>> Start

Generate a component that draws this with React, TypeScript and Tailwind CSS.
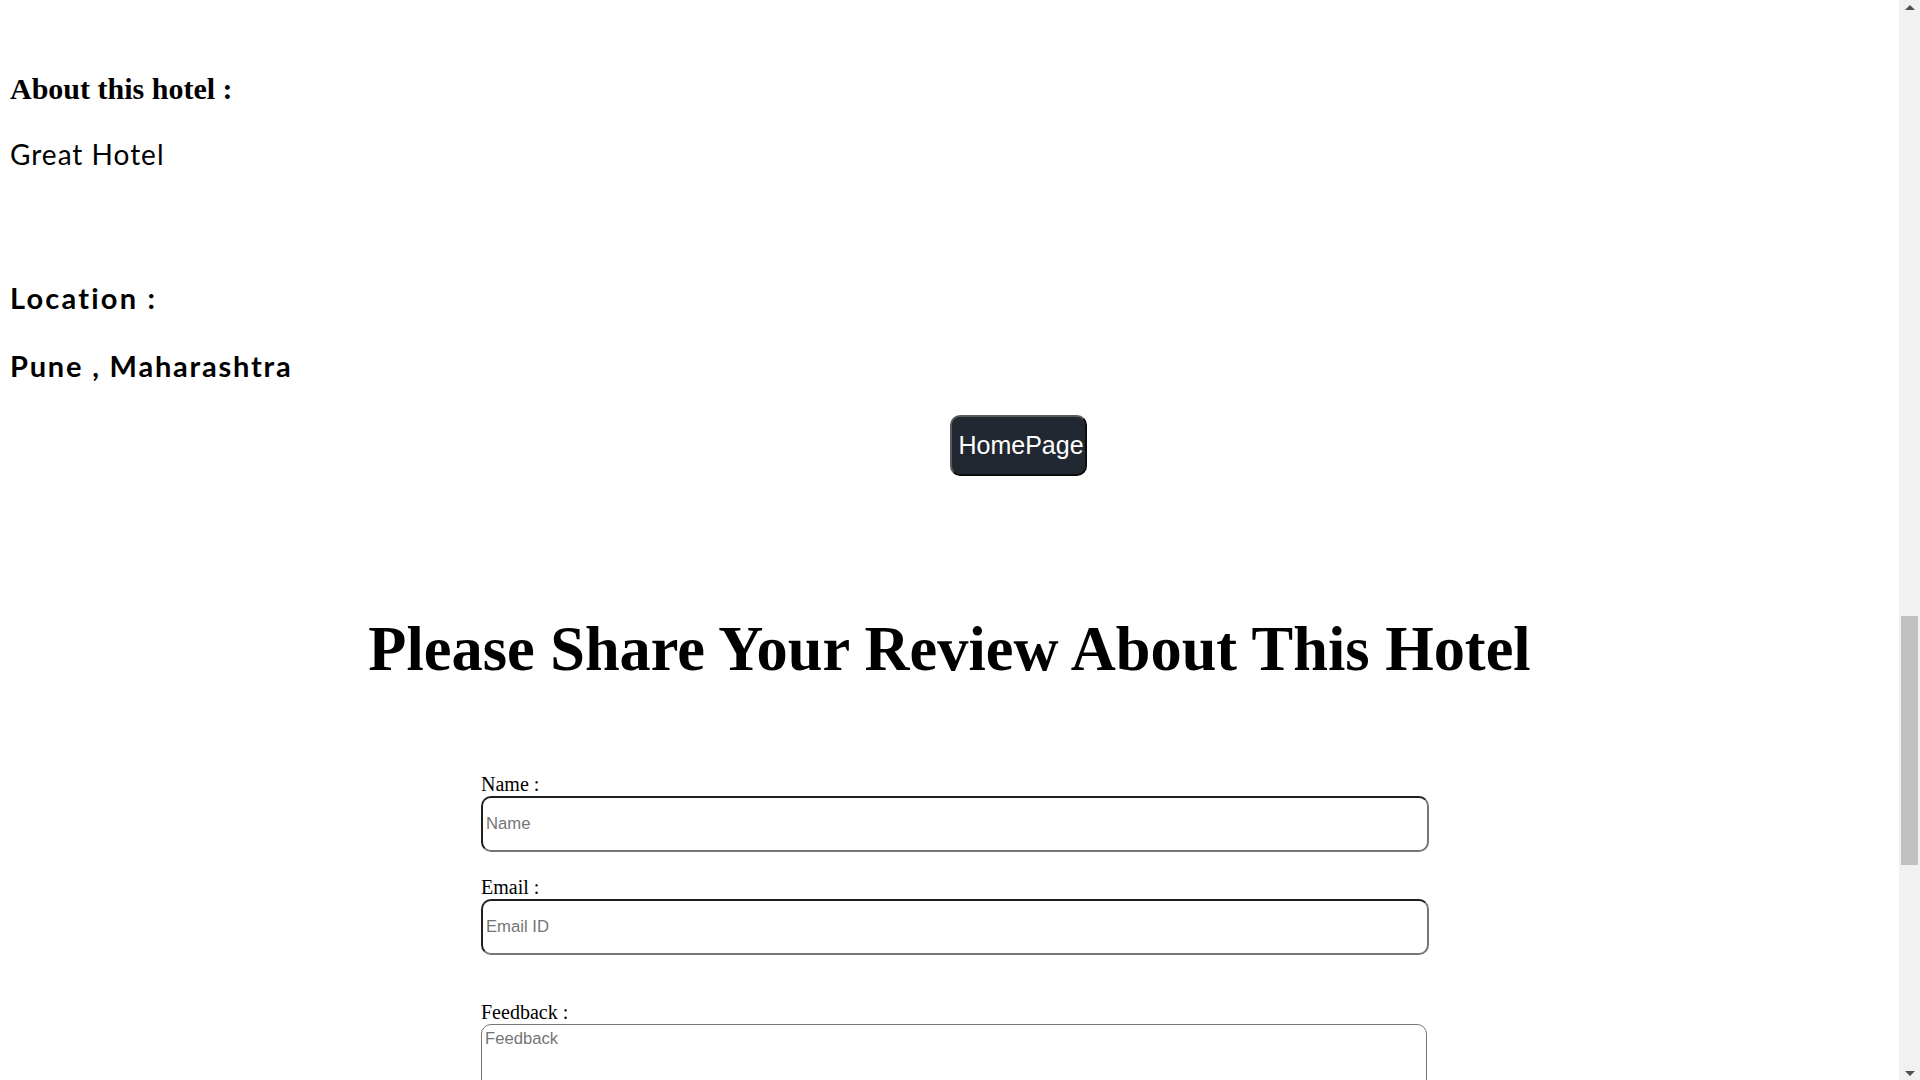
import React from 'react';

const serif = "font-['Liberation_Serif',serif]";
const humanist = "font-['Lato','Noto_Sans',sans-serif]";
const arial = "font-['Liberation_Sans',Arial,sans-serif]";

const Field = ({ label, placeholder, gap }: { label: string; placeholder: string; gap: string }) => (
  <div className={gap}>
    <label className={`${serif} block text-[20px] leading-[22px] text-black`}>{label}</label>
    <input
      placeholder={placeholder}
      className={`${arial} mt-[1px] block w-[948px] h-[56px] px-[3px] text-[16.67px] placeholder:text-[#757575] rounded-[10px] border-2 border-t-[#1f1f1f] border-l-[#1f1f1f] border-b-[#767676] border-r-[#767676] outline-none`}
    />
  </div>
);

const Scrollbar = () => (
  <div className="w-[21px] h-full bg-[#f1f1f1] flex flex-col items-center shrink-0">
    <div className="h-[14px] flex items-center justify-center">
      <div className="w-0 h-0 border-l-[5px] border-r-[5px] border-b-[5px] border-l-transparent border-r-transparent border-b-[#505050]" />
    </div>
    <div className="flex-1 w-full px-[2px] flex flex-col">
      <div className="h-[602px]" />
      <div className="h-[249px] w-full bg-[#c1c1c1]" />
    </div>
    <div className="h-[14px] flex items-center justify-center">
      <div className="w-0 h-0 border-l-[5px] border-r-[5px] border-t-[5px] border-l-transparent border-r-transparent border-t-[#505050]" />
    </div>
  </div>
);

export default function App() {
  return (
    <div className="w-screen h-screen overflow-hidden flex bg-white">
      <main className="flex-1 h-full overflow-hidden">
        <section className="pl-[10px] pt-[72px]">
          <h3 className={`${serif} text-[30px] leading-[34px] font-bold text-black`}>About this hotel :</h3>
          <p className={`${humanist} mt-[31px] text-[28px] leading-[34px] tracking-[1px] text-black`}>Great Hotel</p>
          <h3 className={`${humanist} mt-[110px] text-[29px] leading-[34px] tracking-[2.2px] font-bold text-black`}>
            Location :
          </h3>
          <p className={`${humanist} mt-[34px] text-[29px] leading-[34px] tracking-[1.8px] font-bold text-black`}>
            Pune , Maharashtra
          </p>
        </section>

        <div className="mt-[32px] ml-[50%]">
          <button
            className={`${arial} w-[137px] h-[61px] pl-[7px] text-left whitespace-nowrap text-[25px] text-white bg-[#222831] rounded-[10px] border-2 border-t-[#5a5a5a] border-l-[#5a5a5a] border-b-[#0d0d0d] border-r-[#0d0d0d]`}
          >
            HomePage
          </button>
        </div>

        <h1 className={`${serif} mt-[138px] text-center text-[62.4px] leading-[69px] font-bold text-black`}>
          Please Share Your Review About This Hotel
        </h1>

        <form className="ml-[481px] mt-[90px]">
          <Field label="Name :" placeholder="Name" gap="" />
          <Field label="Email :" placeholder="Email ID" gap="mt-[24px]" />
          <div className="mt-[46px]">
            <label className={`${serif} block text-[20px] leading-[22px] text-black`}>Feedback :</label>
            <textarea
              placeholder="Feedback"
              className={`${arial} mt-[1px] block w-[946px] h-[80px] px-[3px] pt-[1px] text-[16.67px] placeholder:text-[#757575] rounded-[10px] border border-[#767676] outline-none`}
            />
          </div>
        </form>
      </main>
      <Scrollbar />
    </div>
  );
}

>> End

# Task details
Quote the listing above in full, except for the pictures.

# Written response
Generate a component that draws this with React, TypeScript and Tailwind CSS.
import React from 'react';

const serif = "font-['Liberation_Serif',serif]";
const humanist = "font-['Lato','Noto_Sans',sans-serif]";
const arial = "font-['Liberation_Sans',Arial,sans-serif]";

const Field = ({ label, placeholder, gap }: { label: string; placeholder: string; gap: string }) => (
  <div className={gap}>
    <label className={`${serif} block text-[20px] leading-[22px] text-black`}>{label}</label>
    <input
      placeholder={placeholder}
      className={`${arial} mt-[1px] block w-[948px] h-[56px] px-[3px] text-[16.67px] placeholder:text-[#757575] rounded-[10px] border-2 border-t-[#1f1f1f] border-l-[#1f1f1f] border-b-[#767676] border-r-[#767676] outline-none`}
    />
  </div>
);

const Scrollbar = () => (
  <div className="w-[21px] h-full bg-[#f1f1f1] flex flex-col items-center shrink-0">
    <div className="h-[14px] flex items-center justify-center">
      <div className="w-0 h-0 border-l-[5px] border-r-[5px] border-b-[5px] border-l-transparent border-r-transparent border-b-[#505050]" />
    </div>
    <div className="flex-1 w-full px-[2px] flex flex-col">
      <div className="h-[602px]" />
      <div className="h-[249px] w-full bg-[#c1c1c1]" />
    </div>
    <div className="h-[14px] flex items-center justify-center">
      <div className="w-0 h-0 border-l-[5px] border-r-[5px] border-t-[5px] border-l-transparent border-r-transparent border-t-[#505050]" />
    </div>
  </div>
);

export default function App() {
  return (
    <div className="w-screen h-screen overflow-hidden flex bg-white">
      <main className="flex-1 h-full overflow-hidden">
        <section className="pl-[10px] pt-[72px]">
          <h3 className={`${serif} text-[30px] leading-[34px] font-bold text-black`}>About this hotel :</h3>
          <p className={`${humanist} mt-[31px] text-[28px] leading-[34px] tracking-[1px] text-black`}>Great Hotel</p>
          <h3 className={`${humanist} mt-[110px] text-[29px] leading-[34px] tracking-[2.2px] font-bold text-black`}>
            Location :
          </h3>
          <p className={`${humanist} mt-[34px] text-[29px] leading-[34px] tracking-[1.8px] font-bold text-black`}>
            Pune , Maharashtra
          </p>
        </section>

        <div className="mt-[32px] ml-[50%]">
          <button
            className={`${arial} w-[137px] h-[61px] pl-[7px] text-left whitespace-nowrap text-[25px] text-white bg-[#222831] rounded-[10px] border-2 border-t-[#5a5a5a] border-l-[#5a5a5a] border-b-[#0d0d0d] border-r-[#0d0d0d]`}
          >
            HomePage
          </button>
        </div>

        <h1 className={`${serif} mt-[138px] text-center text-[62.4px] leading-[69px] font-bold text-black`}>
          Please Share Your Review About This Hotel
        </h1>

        <form className="ml-[481px] mt-[90px]">
          <Field label="Name :" placeholder="Name" gap="" />
          <Field label="Email :" placeholder="Email ID" gap="mt-[24px]" />
          <div className="mt-[46px]">
            <label className={`${serif} block text-[20px] leading-[22px] text-black`}>Feedback :</label>
            <textarea
              placeholder="Feedback"
              className={`${arial} mt-[1px] block w-[946px] h-[80px] px-[3px] pt-[1px] text-[16.67px] placeholder:text-[#757575] rounded-[10px] border border-[#767676] outline-none`}
            />
          </div>
        </form>
      </main>
      <Scrollbar />
    </div>
  );
}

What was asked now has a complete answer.